SAM: These interviews with Sambo were conducted at his home in Canton, MS in 1999. I’d been out of film school for a year. They were supposed to be a preliminary interview for a film on Sambo that I knew I wanted to do some day, which is why the production quality is a bit lackingI thought we might just use them to get a grant or something. Sadly, Sambo passed away and these interviews ended up becoming the only candid, in-depth footage that exist of him on camera. It’s very fortunate that we have them for future generations.
You offer an alternative perspective to Samuel Mockbee’s thinking by interviewing Peter Eisenman, Yale professor and noted architect. Why did you choose to add this element? Was it difficult to get him to open up?
SAM: We interviewed Mr. Eisenman so the audience can hear from someone who is on the other side of the architectural spectrum from Sambo. He is very sure of his opinions and was very forthcoming, which we really appreciated and respect. All we had to do was ask the question. He liked Sambo, but he approaches his work from a different point of view. It’s important to have multiple perspectives—it’s not about who’s right or who’s wrong—that’s the great thing about dialogues like this.
It took a while to put this film together.

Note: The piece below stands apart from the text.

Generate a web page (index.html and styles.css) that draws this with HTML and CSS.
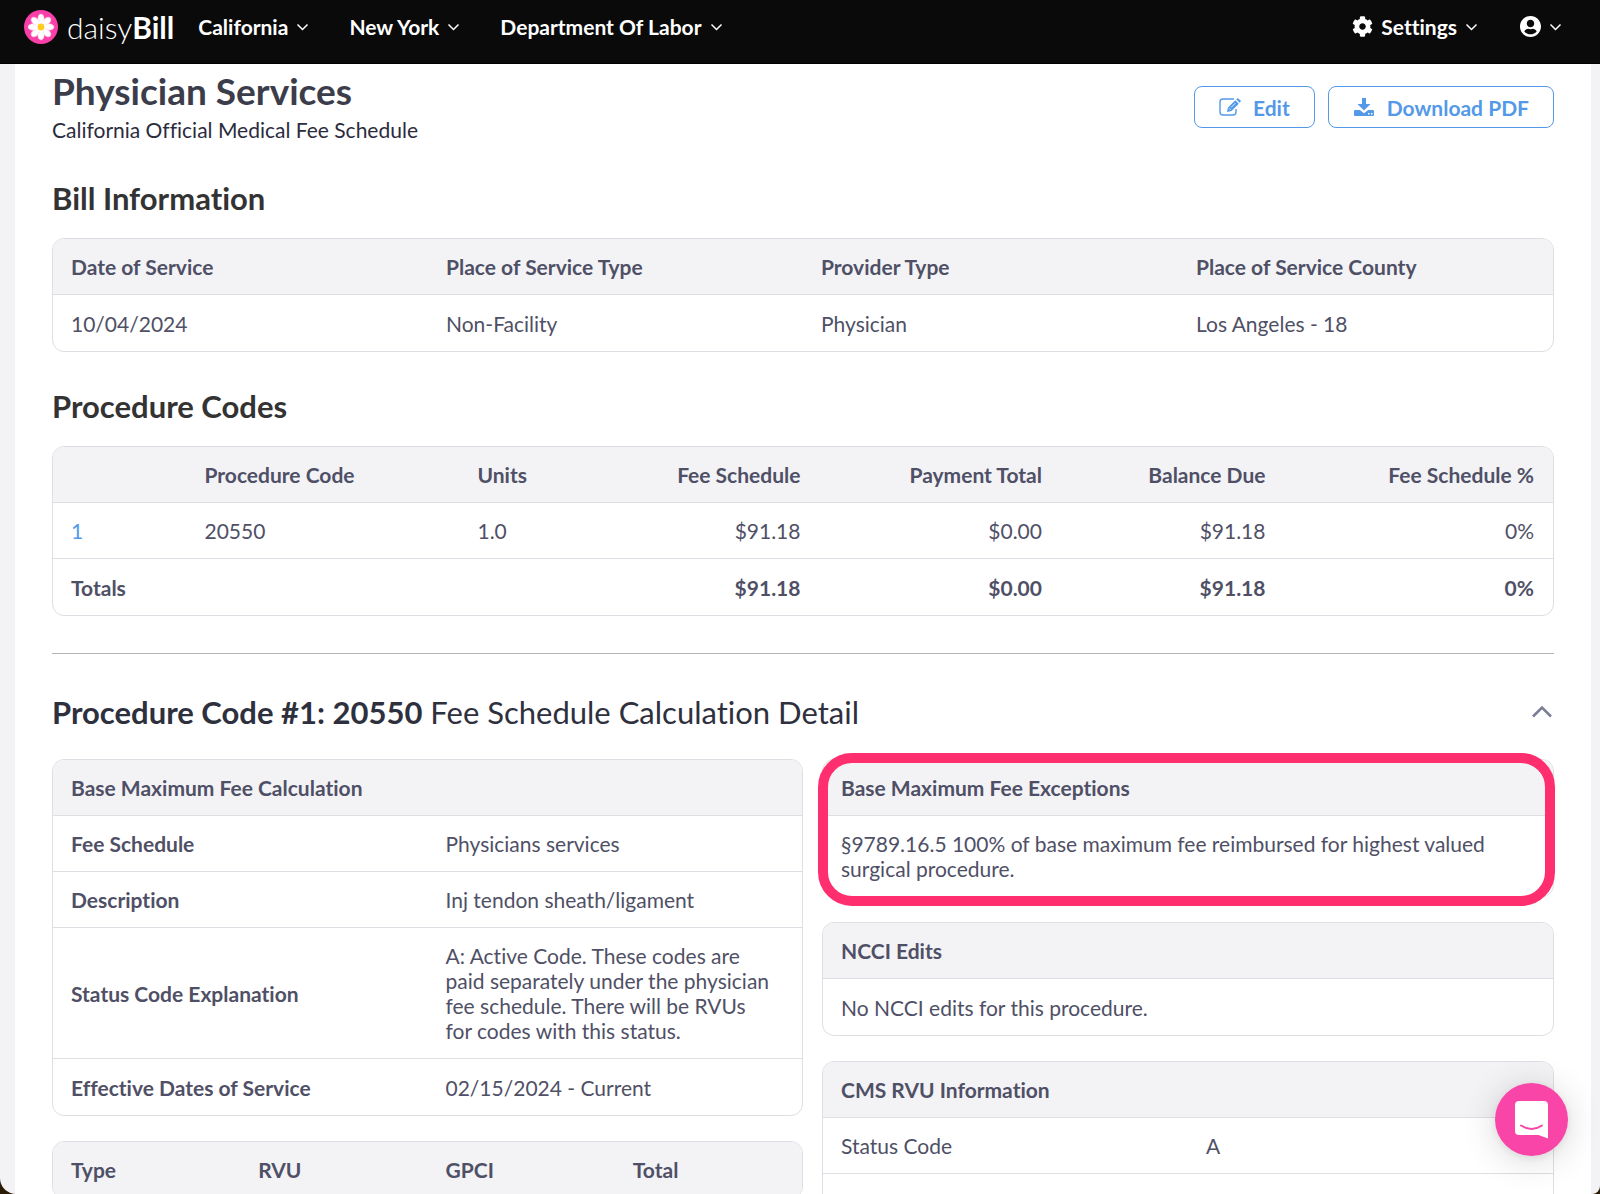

What drove you to complete it?
SAM: The year before Sambo passed away, he charged me and Jack Sanders with making a film that got to the heart of the Rural Studio. We had to honor that, and it’s a story we really cared about, so we never doubted we would get it done somehow. It has been 10 years since the initial interviews with Sambo, but I’m glad that the film has had the opportunity to explore his ongoing impact several years removed from that first footage. It’s a testament to his lasting impact and relevance.
What kind of feedback have you gotten from architects and designers who have seen the film?
SAM: Simply put, EVERYONE we’ve screened the film for leaves inspired and entertained… and they want more, which is why I’m grateful for this website. We hope to continue the conversation and engage those who want more.